WRITTEN INSTRUCTION =
Reproduce nothing but the lines from the start of the material through the line that includes "import React from", both ends included, and omit every picture.

MATERIAL PROVIDED =
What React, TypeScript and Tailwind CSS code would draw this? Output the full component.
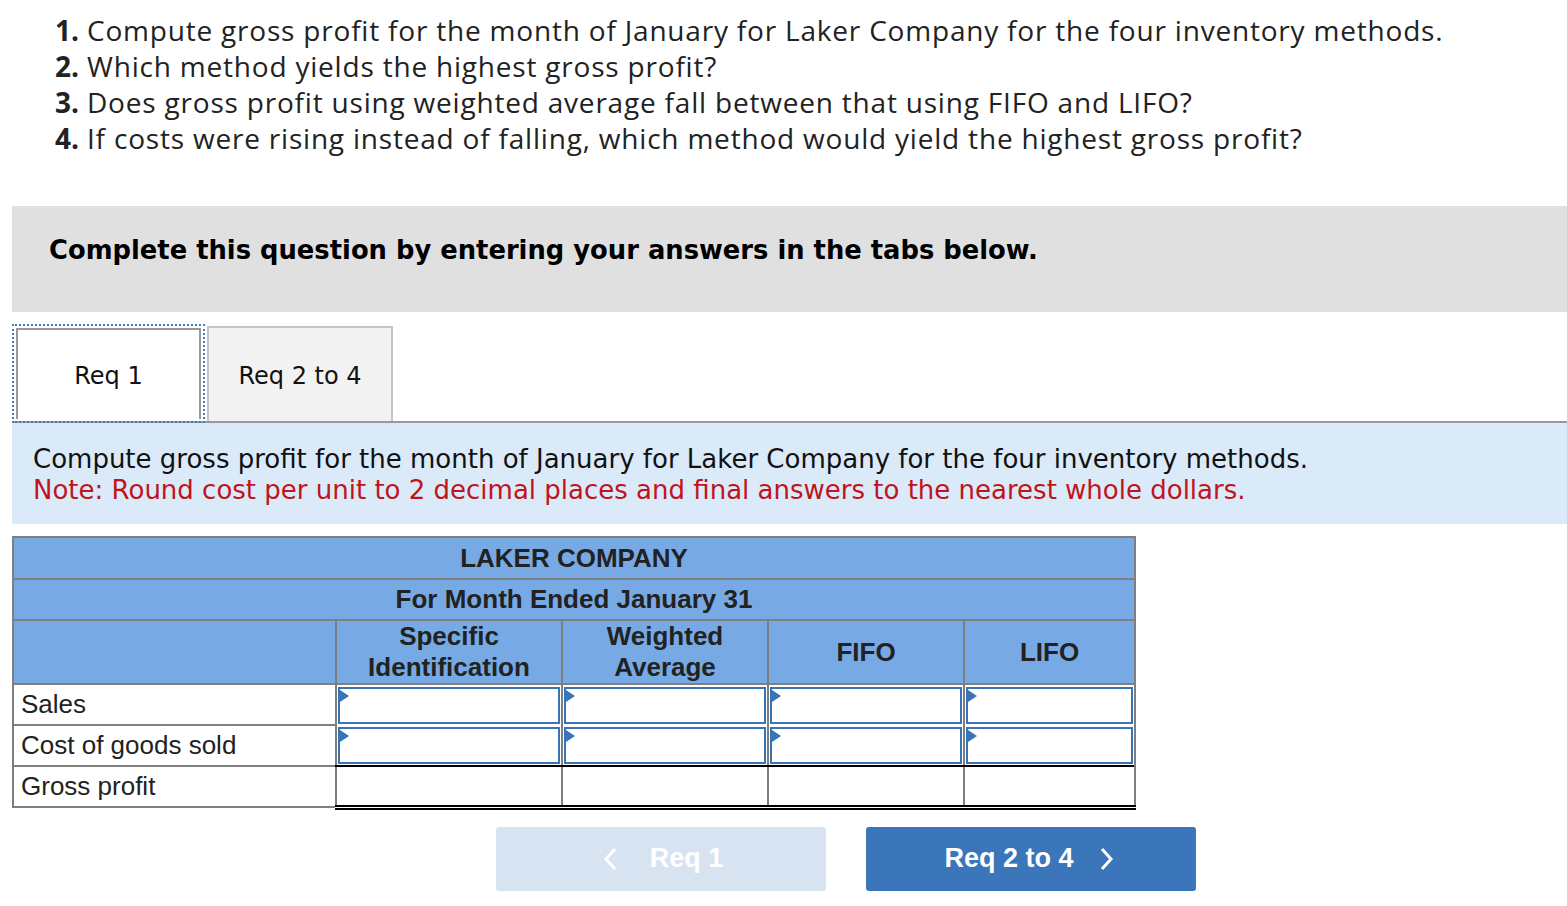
import React from "react";

const InputCell = ({ last }: { last?: boolean }) => (
  <td className={`border-l-2 border-[#7f7f7f] p-0 h-[41px] ${last ? "border-r-2" : ""}`}>
    <div className="relative mx-[1px] h-[37px] border-2 border-[#3a74b8] bg-white">
      <div className="absolute left-0 top-[1px] w-0 h-0 border-t-[6px] border-b-[6px] border-l-[9px] border-t-transparent border-b-transparent border-l-[#3a74b8]" />
    </div>
  </td>
);

const GpCell = ({ last }: { last?: boolean }) => (
  <td
    className={`border-l-2 border-l-[#7f7f7f] border-t-2 border-t-black border-b-[5px] border-b-black border-double ${
      last ? "border-r-2 border-r-[#7f7f7f]" : ""
    }`}
  ></td>
);

export default function App() {
  const q = [
    ["1.", "Compute gross profit for the month of January for Laker Company for the four inventory methods."],
    ["2.", "Which method yields the highest gross profit?"],
    ["3.", "Does gross profit using weighted average fall between that using FIFO and LIFO?"],
    ["4.", "If costs were rising instead of falling, which method would yield the highest gross profit?"],
  ];
  return (
    <div className="w-[1567px] h-[906px] bg-white overflow-hidden">
      <div className="pt-[12px] pl-[44px] font-['Open_Sans',sans-serif] text-[28px] leading-[36px] tracking-[0.8px] text-[#222]">
        {q.map(([n, t]) => (
          <div key={n} className="flex whitespace-nowrap">
            <span className="font-bold w-[35px] text-right tracking-normal">{n}</span>
            <span className="ml-[8px]">{t}</span>
          </div>
        ))}
      </div>

      <div className="ml-[12px] mt-[50px] h-[106px] bg-[#e0e0e0] pl-[37px] pt-[28px]">
        <span className="font-['DejaVu_Sans',sans-serif] font-bold text-[25.8px] leading-[32px] text-black whitespace-nowrap">
          Complete this question by entering your answers in the tabs below.
        </span>
      </div>

      <div className="ml-[12px] mt-[12px] flex items-end h-[99px] border-b-2 border-[#999] font-['DejaVu_Sans',sans-serif] text-[24px] text-[#111]">
        <div className="h-[99px] w-[193px] border-2 border-dotted border-[#3d7cc9] p-[2px] mb-[-2px]">
          <div className="h-full border-2 border-b-0 border-[#999] bg-white flex items-center justify-center pt-[2px]">
            Req 1
          </div>
        </div>
        <div className="h-[95px] w-[186px] border-2 border-b-0 border-[#c4c4c4] bg-[#f2f2f2] flex items-center justify-center ml-[2px] pt-[2px]">
          Req 2 to 4
        </div>
      </div>

      <div className="ml-[12px] h-[101px] bg-[#daeaf8] pl-[21px] pt-[21px] font-['DejaVu_Sans',sans-serif] text-[26px] leading-[31px]">
        <div className="text-[#111] whitespace-nowrap">
          Compute gross profit for the month of January for Laker Company for the four inventory methods.
        </div>
        <div className="text-[#c0141c] whitespace-nowrap">
          Note: Round cost per unit to 2 decimal places and final answers to the nearest whole dollars.
        </div>
      </div>

      <div className="ml-[12px] mt-[12px]">
        <table className="border-collapse font-['Liberation_Sans',Arial,sans-serif] table-fixed w-[1122px]">
          <colgroup>
            <col className="w-[323px]" />
            <col className="w-[226px]" />
            <col className="w-[206px]" />
            <col className="w-[196px]" />
            <col className="w-[171px]" />
          </colgroup>
          <tbody>
            <tr className="h-[42px] bg-[#77aae4]">
              <td colSpan={5} className="border-2 border-[#7f7f7f] text-center font-bold text-[26px] text-[#222] pt-[1px]">
                LAKER COMPANY
              </td>
            </tr>
            <tr className="h-[41px] bg-[#77aae4]">
              <td colSpan={5} className="border-2 border-[#7f7f7f] text-center font-bold text-[26px] text-[#222]">
                For Month Ended January 31
              </td>
            </tr>
            <tr className="h-[64px] bg-[#77aae4] font-bold text-[26px] text-[#222] leading-[31px]">
              <td className="border-2 border-[#7f7f7f]"></td>
              <td className="border-2 border-[#7f7f7f] text-center">Specific<br />Identification</td>
              <td className="border-2 border-[#7f7f7f] text-center">Weighted<br />Average</td>
              <td className="border-2 border-[#7f7f7f] text-center">FIFO</td>
              <td className="border-2 border-[#7f7f7f] text-center">LIFO</td>
            </tr>
            <tr className="h-[41px]">
              <td className="border-2 border-[#7f7f7f] pl-[7px] text-[26px] text-[#222]">Sales</td>
              <InputCell />
              <InputCell />
              <InputCell />
              <InputCell last />
            </tr>
            <tr className="h-[41px]">
              <td className="border-2 border-[#7f7f7f] pl-[7px] text-[26px] text-[#222]">Cost of goods sold</td>
              <InputCell />
              <InputCell />
              <InputCell />
              <InputCell last />
            </tr>
            <tr className="h-[41px]">
              <td className="border-2 border-[#7f7f7f] pl-[7px] text-[26px] text-[#222]">Gross profit</td>
              <GpCell />
              <GpCell />
              <GpCell />
              <GpCell last />
            </tr>
          </tbody>
        </table>
      </div>

      <div className="mt-[17px] ml-[496px] flex gap-[40px] font-['Liberation_Sans',Arial,sans-serif] font-bold text-[27px] text-white">
        <div className="w-[330px] h-[64px] rounded-[3px] bg-[#d7e3f1] flex items-center justify-center gap-[33px] pl-[4px]">
          <svg width="14" height="24" viewBox="0 0 14 24" fill="none" stroke="white" strokeWidth="3">
            <path d="M12 2 L3 12 L12 22" />
          </svg>
          <span>Req 1</span>
        </div>
        <div className="w-[330px] h-[64px] rounded-[3px] bg-[#3a76b9] flex items-center justify-center gap-[26px] pr-[4px]">
          <span>Req 2 to 4</span>
          <svg width="14" height="24" viewBox="0 0 14 24" fill="none" stroke="white" strokeWidth="3">
            <path d="M2 2 L11 12 L2 22" />
          </svg>
        </div>
      </div>
    </div>
  );
}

WRITTEN ANSWER =
What React, TypeScript and Tailwind CSS code would draw this? Output the full component.
import React from "react";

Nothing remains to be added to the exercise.